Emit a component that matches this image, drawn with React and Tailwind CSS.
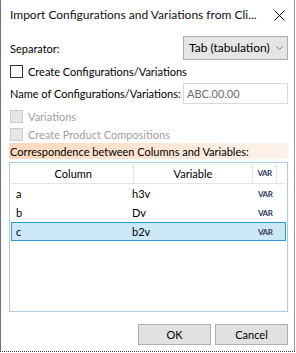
export default function App() {
    const rows = [
        { col: "a", v: "h3v" },
        { col: "b", v: "Dv" },
        { col: "c", v: "b2v", sel: true },
    ]
    return (
        <div className="w-[296px] h-[353px] bg-white" style={{ fontFamily: "Lato, 'Liberation Sans', sans-serif" }}>
            <div className="w-[295px] h-[351px] border-l border-r border-l-[#6f6f77] border-r-[#9a9a9a] flex flex-col text-[11px] text-black leading-none whitespace-nowrap">
                <div className="h-[30px] flex items-center justify-between pl-[9px] pr-[9px] shrink-0">
                    <span className="text-[12px] text-[#111]">Import Configurations and Variations from Cli...</span>
                    <svg width="11" height="11" viewBox="0 0 11 11" className="shrink-0">
                        <path d="M0.5 0.5 L10.5 10.5 M10.5 0.5 L0.5 10.5" stroke="#000" strokeWidth="1" fill="none" />
                    </svg>
                </div>
                <div className="pl-[9px] pr-[6px] flex flex-col">
                    <div className="mt-[6px] h-[24px] flex items-center justify-between">
                        <span>Separator:</span>
                        <div className="w-[105px] h-[24px] bg-[#e5e5e5] border border-[#adadad] flex items-center justify-between pl-[5px] pr-[4px] text-[12px]">
                            <span>Tab (tabulation)</span>
                            <svg width="7" height="4" viewBox="0 0 7 4">
                                <path d="M0.5 0.5 L3.5 3.5 L6.5 0.5" stroke="#777" strokeWidth="1" fill="none" />
                            </svg>
                        </div>
                    </div>
                    <div className="mt-[5px] h-[13px] flex items-center gap-[5px]">
                        <div className="w-[13px] h-[13px] border border-[#333] bg-white" />
                        <span>Create Configurations/Variations</span>
                    </div>
                    <div className="mt-[5px] h-[21px] flex items-center justify-between">
                        <span>Name of Configurations/Variations:</span>
                        <div className="w-[105px] shrink-0 h-[21px] border border-[#d9d9d9] bg-white flex items-center pl-[3px] text-[#6d6d6d]">ABC.00.00</div>
                    </div>
                    <div className="mt-[6px] h-[13px] flex items-center gap-[5px] text-[#a0a0a0]">
                        <div className="w-[13px] h-[13px] border border-[#cccccc] bg-[#e6e6e6]" />
                        <span>Variations</span>
                    </div>
                    <div className="mt-[5px] h-[13px] flex items-center gap-[5px] text-[#a0a0a0]">
                        <div className="w-[13px] h-[13px] border border-[#cccccc] bg-[#e6e6e6]" />
                        <span>Create Product Compositions</span>
                    </div>
                </div>
                <div className="pl-[8px] pr-[6px] flex flex-col">
                    <div className="mt-[2px] h-[16px] flex items-center pl-[1px] bg-gradient-to-r from-[#fcd8bb] to-[#fdf3ec]">
                        Correspondence between Columns and Variables:
                    </div>
                    <div className="mt-[3px] h-[150px] border border-[#a9cde8] flex flex-col px-[1px]">
                        <div className="h-[21px] flex pl-[3px] pr-[9px] border-b border-[#e5e5e5]">
                            <div className="w-[121px] flex items-center justify-center border-r border-[#e5e5e5]">Column</div>
                            <div className="w-[121px] flex items-center justify-center border-r border-[#e5e5e5]">Variable</div>
                            <div className="w-[24px] flex items-center justify-center border-r border-[#e5e5e5] text-[8px] font-bold text-[#2c3a5e] tracking-[-0.5px]">VAR</div>
                        </div>
                        {rows.map((r) => (
                            <div
                                key={r.col}
                                className={
                                    r.sel
                                        ? "h-[19px] flex items-center border border-[#2b9bd9] bg-[#cce7f6] pl-[4px]"
                                        : "h-[19px] flex items-center border border-transparent pl-[4px]"
                                }
                            >
                                <div className="w-[116px]">{r.col}</div>
                                <div className="w-[126px]">{r.v}</div>
                                <div className="text-[8px] font-bold text-[#2c3a5e] tracking-[-0.5px]">VAR</div>
                            </div>
                        ))}
                    </div>
                    <div className="mt-[12px] flex justify-end gap-[4px]">
                        <div className="w-[73px] h-[21px] bg-[#e1e1e1] border border-[#adadad] flex items-center justify-center">OK</div>
                        <div className="w-[73px] h-[21px] bg-[#e1e1e1] border border-[#adadad] flex items-center justify-center">Cancel</div>
                    </div>
                </div>
            </div>
            <div className="w-[295px] h-[1px] border-t border-dotted border-[#444]" />
        </div>
    )
}
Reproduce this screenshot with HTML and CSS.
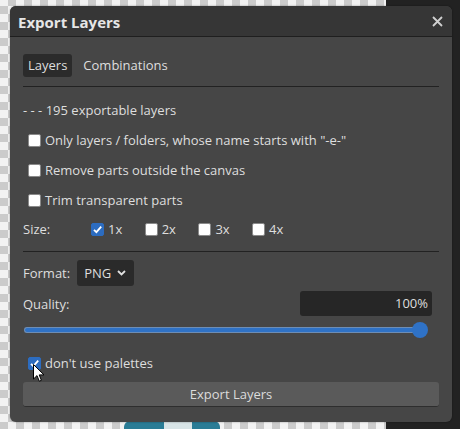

Problem details: Report back each line of the entries that holds the string "with".

Answer to this exercise:
Emit a component that matches this image, drawn with React and Tailwind CSS.
Reproduce this screenshot with HTML and CSS.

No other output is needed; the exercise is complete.